You wanna race?" asks Olympic sprinter Marion Jones in the first few seconds of Nike’s "Racing Marion." The :60 is the first in a series of spots created by Wieden & Kennedy, Portland, Ore., for Nike’s Air Cross Trainer II that begins a story on television and finishes it on the Web.
"Racing Marion" is shot from the perspective of a participant in the action, so essentially you are the person who is racing Marion. The spot opens on you looking at a magazine called Fast Women, with Jones’ face on the cover. You look up and see that Jones is standing right in front of you, preparing for a run. Noticing your stare, Jones mocks you by asking if you want to race. Apparently you do, because you begin running in relentless pursuit of the champion sprinter. Jones cruises through a Santa Monica neighborhood, blazing through backyards and people’s houses—while you huff and puff behind her, knocking over an old woman, fighting with dogs, borrowing someone’s bike and then falling off that bike. At one point, Jones is kind enough to offer you a drink from a garden hose before the race resumes. Finally, the chase leads to a boardwalk, where a carnival act juggler tosses chainsaws in the air. Unfortunately, you run right into him and as the chainsaw is about to do its damage, the moment is frozen and a white super reads: "Continued at whatever.nike. com."

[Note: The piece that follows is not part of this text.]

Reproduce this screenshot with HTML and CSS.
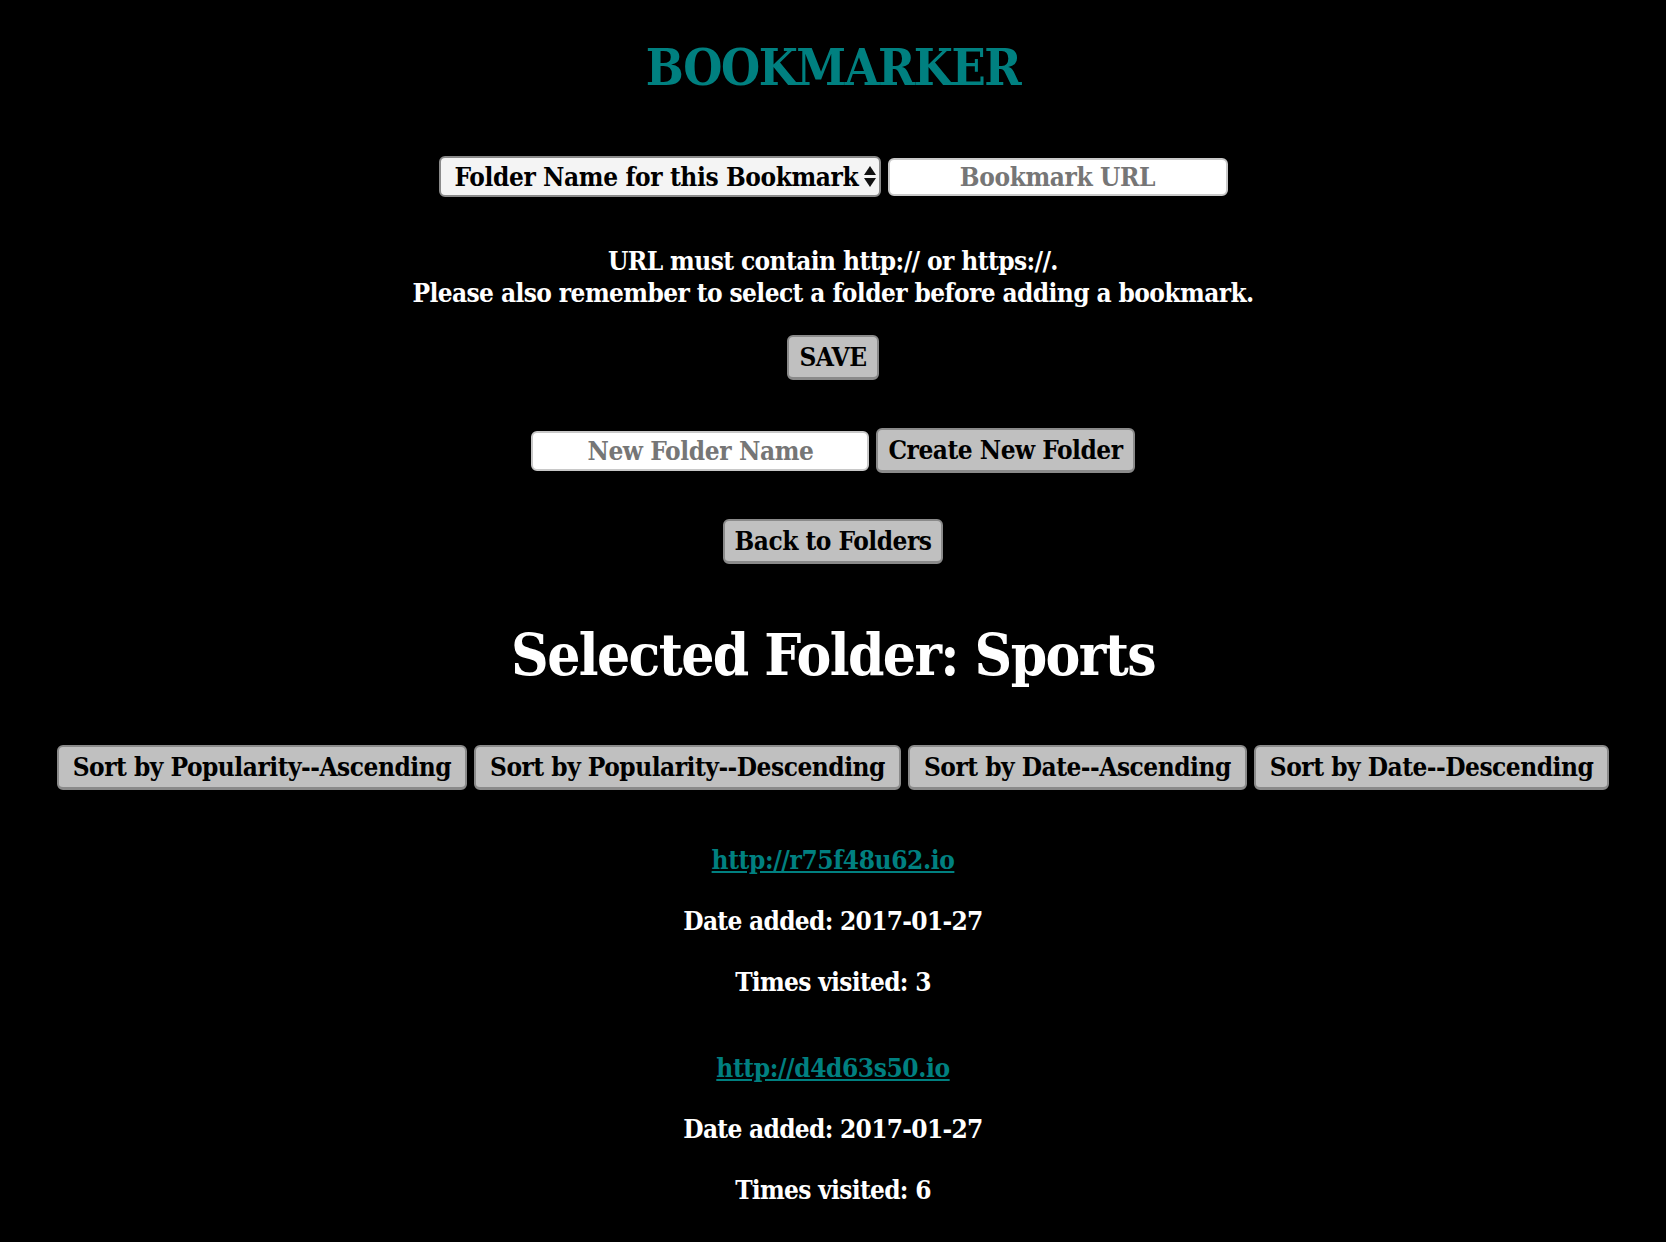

Oh my gosh! But how will it end? The viewer now has to log on to discover his/her fate. A choice of seven endings offers gruesome titles such as "Decapitation," "Missing Arm" and "Boxing."
While it may sound gimmicky, there was a method to the agency’s madness. "Nike was excited by all the activities you could do in a cross-trainer, so we came up with a creative solution that was as innovative as the shoe itself," explained Wieden & Kennedy creative director Hal Curtis.
The agency decided to incorporate the Web as a way to appeal to tech-savvy teens, because "it was an interesting way to have them spend more time with a brand, rather than just a thirty-second spot," added Wieden & Kennedy creative director Bob Moore.
Swedish director Johan Renck, who is represented stateside by bicoastal Mars Media and overseas by Pettersson Ackerlund Renck (P.A.R.), Stockholm, was enlisted to shoot the point-of-view-style vignettes. "Johan had the technical ability to pull this off, and he invented a way of shooting that was really interesting," related Moore.
Renck constructed a backpack-like apparatus where a camera could sit on one of DP Henrik Halvarsson’s shoulders. The two-day shoot then consisted of having Halvarsson chase Jones all day long. "Usually commercials work under other circumstances: You put up your lights, you determine the shots you want to take, you rehearse them. But this was like, strapping the camera to Henrik as soon as daylight broke and just going like mad until the sun went down on the horizon," said Renck.
Even during the off-season, Jones never seemed to tire but, according to Renck, Halvarsson took quite a beating during the shoot. "He fell, he had to get stitches—at one point we thought we were going to have to hospitalize him!" Renck related.
Because the endings were going to be broadcast over the Internet only, the agency had carte blanche to be as provocative as it wanted to be. In one scenario, you come to the horrifying realization that the chainsaw has lopped off one of your arms. Insistent on racing Jones, you simply pick the arm up, carry it with your good hand, and continue running. The most morbid ending renders you decapitated by the chainsaw so that your point of view is now rolling around at ground level. "It was fun because you don’t have the traditional constraints you have in broadcast with both content and time," said Curtis.
Wieden & Kennedy’s interactive division worked with Web design studio one9ine, New York, to post the footage onto the Web with Apple’s QuickTime streaming media technology. "Doing it this way was a lot of work, because it’s not like "Racing Marion" is just one spot. It’s seven different commercials, plus the :60 and :30, plus the online copy and coming up with the rollover prompts," Curtis explained.
Billed as being the first agency to create a spot that starts on TV and ends on the Internet has inspired interest and frustration among those who were gunning to set the same precedent. "We have e-mails from people in the business who are angry because we were the first ones to do it," mused Curtis.
Nike is set to air two more spots in the same format, featuring St. Louis Cardinals slugger Mark McGuire and snowboarding champ Rob Kingwill.